Learning from the data
I’m contemplating a course project based on “knowledge discovery” in marathon chip data. Not published results with 5k splits, but the raw, direct-from-the-mats chip data, the stuff the timing company uses to re-run the previous year’s race as a system test.
Knowledge discovery (usually called “machine learning” at the University, but also sometimes known as “data mining”) is an interesting field, because it’s implies the idea that there are patterns in data which are too subtle for us to see. One of the major tasks is classification, often used in medical applications to distinguish a set of symptoms as ill vs. not ill.
That’s not a simple task for marathon data; what are the classifications? Did the athlete beat their seed time? Did they finish? It might be intriguing simply to see if a program could predict, based only on chip data, the gender of the athlete wearing that chip.

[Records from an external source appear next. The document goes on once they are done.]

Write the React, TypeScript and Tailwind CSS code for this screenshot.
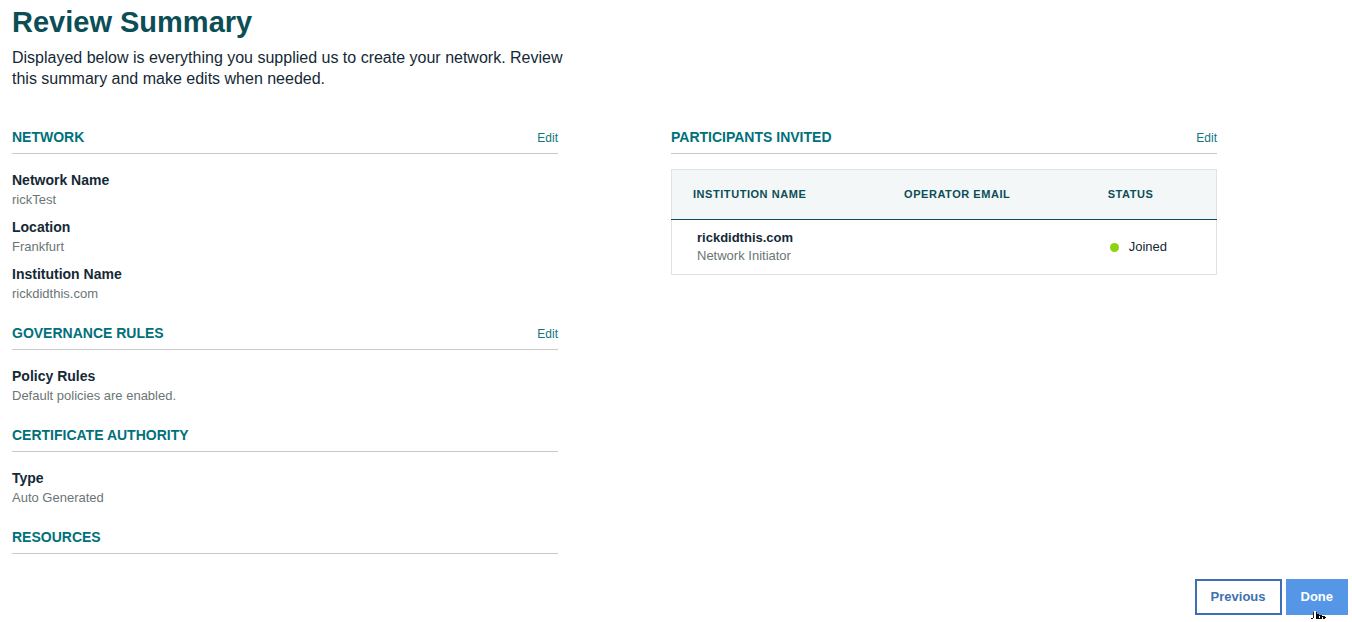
import type { ReactNode } from 'react';

type Field = { label: string; value: string };

const participants = [
  { institution: 'rickdidthis.com', role: 'Network Initiator', email: '', status: 'Joined' },
];

function SectionHeader({ title, editable = false }: { title: string; editable?: boolean }) {
  return (
    <div className="flex items-center justify-between border-b border-[#c7c9ca] pb-2">
      <h2 className="text-sm leading-4 font-bold text-[#00707a] uppercase">{title}</h2>
      {editable && (
        <a href="#edit" aria-label={`Edit ${title}`} className="pt-0.5 text-xs leading-3 text-[#0f7680]">
          Edit
        </a>
      )}
    </div>
  );
}

function Section({ title, editable, fields }: { title: string; editable?: boolean; fields: Field[] }) {
  return (
    <section>
      <SectionHeader title={title} editable={editable} />
      {fields.length > 0 && (
        <dl className="flex flex-col gap-[7px] pt-[15px] pb-[22px]">
          {fields.map((f) => (
            <div key={f.label}>
              <dt className="text-sm leading-[22px] font-bold text-[#152935]">{f.label}</dt>
              <dd className="text-[13px] leading-[18px] text-[#6b7576]">{f.value}</dd>
            </div>
          ))}
        </dl>
      )}
    </section>
  );
}

function HeadCell({ children, className }: { children: ReactNode; className: string }) {
  return (
    <th scope="col" className={`h-[50px] text-left text-[11px] font-bold tracking-wider text-[#0b4e56] uppercase ${className}`}>
      {children}
    </th>
  );
}

export default function App() {
  return (
    <main className="bg-white pt-1 font-['Liberation_Sans',Arial,sans-serif] text-[#152935]">
      <header className="px-3">
        <h1 className="text-[29px] leading-9 font-bold text-[#0b4e56]">Review Summary</h1>
        <p className="max-w-[570px] pt-[7px] text-base leading-[21px]">
          Displayed below is everything you supplied us to create your network. Review this summary and make edits when
          needed.
        </p>
      </header>

      <div className="grid grid-cols-2 pt-10 pr-[22px] pl-3">
        <div className="pr-[113px]">
          <Section
            title="Network"
            editable
            fields={[
              { label: 'Network Name', value: 'rickTest' },
              { label: 'Location', value: 'Frankfurt' },
              { label: 'Institution Name', value: 'rickdidthis.com' },
            ]}
          />
          <Section
            title="Governance Rules"
            editable
            fields={[{ label: 'Policy Rules', value: 'Default policies are enabled.' }]}
          />
          <Section title="Certificate Authority" fields={[{ label: 'Type', value: 'Auto Generated' }]} />
          <Section title="Resources" fields={[]} />
        </div>

        <section className="pr-[113px]">
          <SectionHeader title="Participants Invited" editable />
          <table className="mt-[15px] w-full table-fixed border-collapse border border-[#dfe3e4]">
            <thead className="border-b border-[#0b4e56] bg-[#f4f7f8]">
              <tr>
                <HeadCell className="w-[39%] pl-[21px]">Institution Name</HeadCell>
                <HeadCell className="w-[37%] pl-5">Operator Email</HeadCell>
                <HeadCell className="pl-[22px]">Status</HeadCell>
              </tr>
            </thead>
            <tbody>
              {participants.map((p) => (
                <tr key={p.institution} className="h-[55px]">
                  <td className="pl-[25px] text-[13px] leading-[18px]">
                    <div className="font-bold">{p.institution}</div>
                    <div className="text-[#6b7576]">{p.role}</div>
                  </td>
                  <td>{p.email}</td>
                  <td className="pl-6 text-[13px]">
                    <span className="flex items-center gap-2.5">
                      <span className="size-[9px] rounded-full bg-[#8cd211]" />
                      {p.status}
                    </span>
                  </td>
                </tr>
              ))}
            </tbody>
          </table>
        </section>
      </div>

      <footer className="flex justify-end gap-1 pt-[25px] pr-1 pb-1.5">
        <button type="button" className="h-9 border-2 border-[#3d70b2] px-3.5 text-[13px] font-bold text-[#3d70b2]">
          Previous
        </button>
        <button type="button" className="relative h-9 bg-[#5596e6] px-[15px] text-[13px] font-bold text-white">
          Done
          <svg
            className="absolute top-8 left-[25px] h-2 w-4 overflow-visible"
            viewBox="0 0 16 8"
            preserveAspectRatio="none"
            aria-hidden="true"
          >
            <path d="M3 0h2v1h1v2h2v1h3v1h3v1h1v2h-1H5V7H2V6h1z" fill="#0a0a0a" />
            <path d="M0 7h2v1H0z" fill="#0a0a0a" />
            <path d="M3 0h2v8H3z" fill="#fff" />
            <path d="M2 1h1v6H2z" fill="#222" />
            <path d="M8 5h1v2H8zM11 6h1v2h-1zM14 7h1v1h-1z" fill="#fff" />
          </svg>
        </button>
      </footer>
    </main>
  );
}
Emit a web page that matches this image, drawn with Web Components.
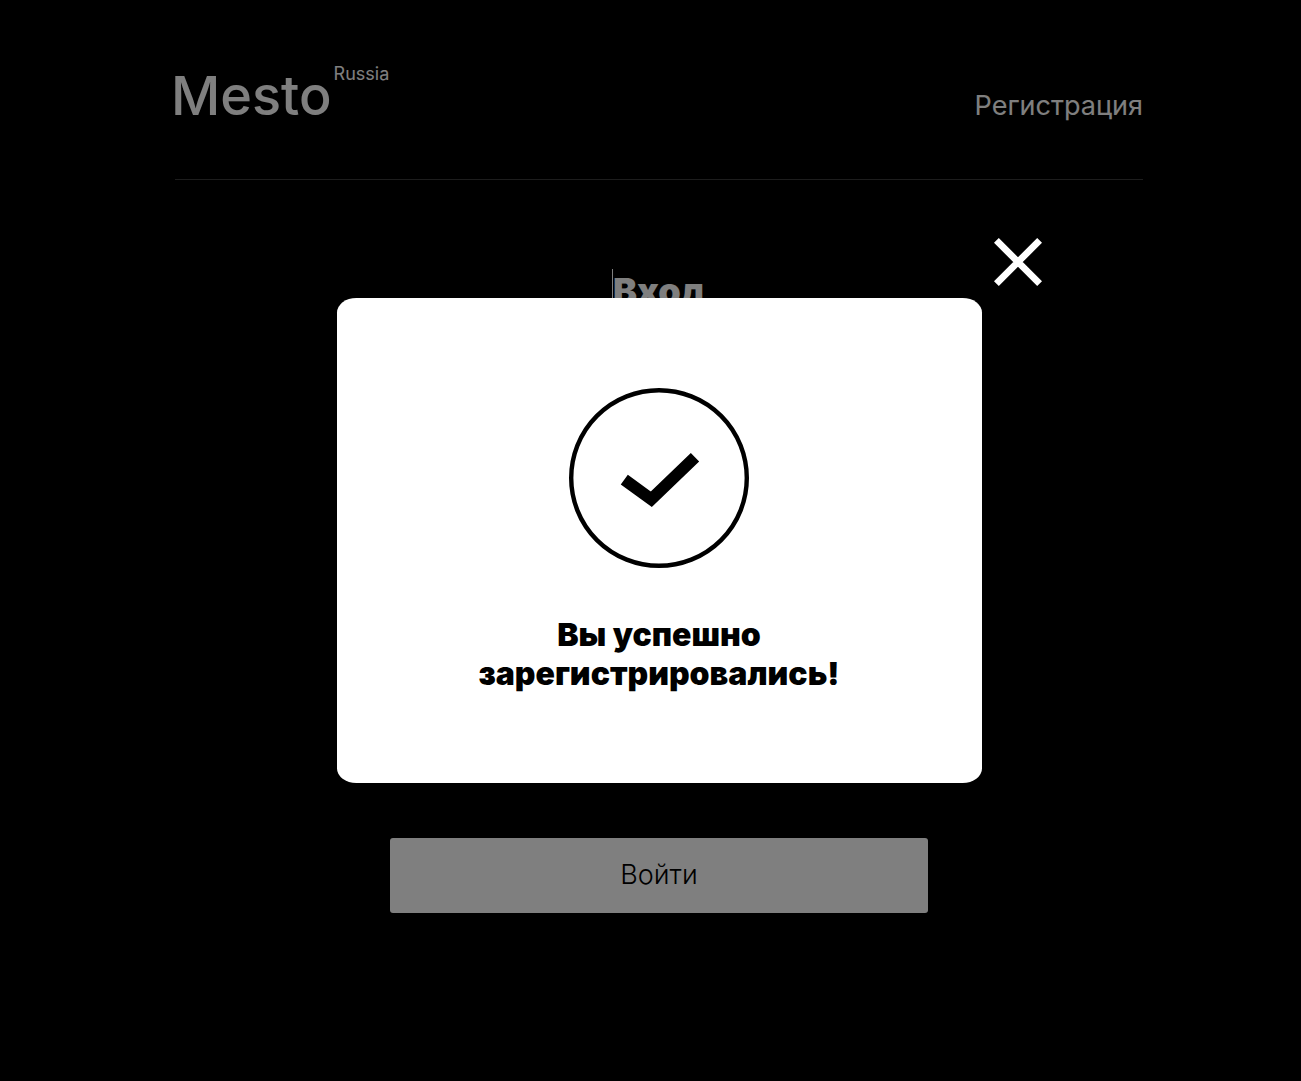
<!DOCTYPE html>
<html lang="ru">
<head>
<meta charset="utf-8">
<meta name="viewport" content="width=device-width, initial-scale=1">
<title>Mesto Russia</title>
<style>
  body { margin: 0; background: #000; color: #fff; font-family: Inter, "Liberation Sans", sans-serif; }
</style>
</head>
<body>
<mesto-page></mesto-page>

<template id="mesto-logo">
  <style>
    :host { display: flex; align-items: flex-start; gap: 2px; margin-left: -4px; }
    .name { font-size: 54px; line-height: 60px; font-weight: 500; }
    .region { font-size: 18px; line-height: 16px; }
  </style>
  <span class="name"><slot></slot></span>
  <span class="region"><slot name="region"></slot></span>
</template>

<template id="mesto-header">
  <style>
    :host { display: flex; justify-content: space-between; align-items: flex-end; padding: 66px 0 53px; border-bottom: 1px solid rgba(84, 84, 84, .7); }
    a { color: inherit; text-decoration: none; font-size: 27px; line-height: 34px; padding-bottom: 3px; }
  </style>
  <mesto-logo>Mesto<span slot="region">Russia</span></mesto-logo>
  <a href="#signup">Регистрация</a>
</template>

<template id="mesto-login">
  <style>
    :host { display: block; width: 100%; max-width: 538px; margin: 0 auto; padding: 89px 0 60px; }
    form { display: flex; flex-direction: column; gap: 30px; }
    h1 { margin: 0 auto 48px; border-left: 1px solid #fff; font-size: 36px; line-height: 44px; font-weight: 900; }
    input { box-sizing: border-box; height: 60px; padding: 0; background: none; border: 0; border-bottom: 2px solid #ccc; color: inherit; font: inherit; font-size: 27px; }
    button { margin-top: 267px; height: 75px; padding: 0 0 2px; border: 0; border-radius: 3px; background: #fff; color: #000; font: inherit; font-size: 27px; font-weight: 300; }
  </style>
  <form>
    <h1>Вход</h1>
    <input type="email" aria-label="Email">
    <input type="password" aria-label="Пароль">
    <button type="submit">Войти</button>
  </form>
</template>

<template id="mesto-popup">
  <style>
    :host { position: fixed; inset: 0; box-sizing: border-box; padding-left: 17px; display: flex; align-items: center; justify-content: center; background: rgba(0, 0, 0, .5); }
    section { position: relative; box-sizing: border-box; width: 645px; max-width: 80%; padding: 90px 100px; border-radius: 3%; background: #fff; color: #000; display: flex; flex-direction: column; align-items: center; gap: 47px; }
    h2 { margin: 0; max-width: 400px; text-align: center; font-size: 32px; line-height: 39px; font-weight: 900; }
    .close { position: absolute; top: -60px; right: -60px; width: 48px; height: 48px; padding: 0; border: 0; background: none; cursor: pointer; }
    svg { display: block; }
  </style>
  <section role="dialog" aria-modal="true" aria-labelledby="message">
    <button class="close" type="button" aria-label="Закрыть">
      <svg width="48" height="48" viewBox="0 0 48 48" fill="none" stroke="#fff" stroke-width="6.8"><path d="M2.4 2.4 45.6 45.6M45.6 2.4 2.4 45.6"/></svg>
    </button>
    <svg width="180" height="180" viewBox="0 0 180 180" fill="none" stroke="#000" aria-hidden="true"><circle cx="90" cy="90" r="87.8" stroke-width="4.4"/><path d="M55.3 91.6 82.3 111.3 126 69.2" stroke-width="12"/></svg>
    <h2 id="message"><slot></slot></h2>
  </section>
</template>

<template id="mesto-page">
  <style>
    :host { display: block; min-height: 100vh; box-sizing: border-box; padding-left: 17px; }
    .content { width: calc(100% - 40px); max-width: 968px; margin: 0 auto; }
  </style>
  <div class="content">
    <mesto-header></mesto-header>
    <main><mesto-login></mesto-login></main>
  </div>
  <mesto-popup>Вы успешно зарегистрировались!</mesto-popup>
</template>

<script>
  class TemplateElement extends HTMLElement {
    constructor() {
      super();
      const template = document.getElementById(this.localName);
      this.attachShadow({ mode: "open" }).append(template.content.cloneNode(true));
    }
  }
  class MestoLogo extends TemplateElement {}
  class MestoHeader extends TemplateElement {}
  class MestoLogin extends TemplateElement {
    connectedCallback() {
      this.shadowRoot.querySelector("form").addEventListener("submit", e => e.preventDefault());
    }
  }
  class MestoPopup extends TemplateElement {
    connectedCallback() {
      this.shadowRoot.querySelector(".close").addEventListener("click", () => this.remove());
    }
  }
  class MestoPage extends TemplateElement {}
  customElements.define("mesto-logo", MestoLogo);
  customElements.define("mesto-header", MestoHeader);
  customElements.define("mesto-login", MestoLogin);
  customElements.define("mesto-popup", MestoPopup);
  customElements.define("mesto-page", MestoPage);
</script>
</body>
</html>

The profusion of data with a high level of variance is a big problem for this hypothetical analysis, but another one is the mentality. We know there’s a huge number of variables in play, and at some point we discard the possibility that we could ever make sense of it all. But one of the strengths of machine learning is that the software decides which variables are actually relevant, and which are just noise.
It’s also approaching the problem of identifying which data are representative and which are outliers; our gut instinct is to suggest that we’re all outliers, but that’s clearly not the case, or there wouldn’t be thousands of runners crossing the line every hour.
So if you stop worrying about whether the answer can actually be found—that’s a question to be answered later—and just think about questions you might ask, what would you look for in marathon data?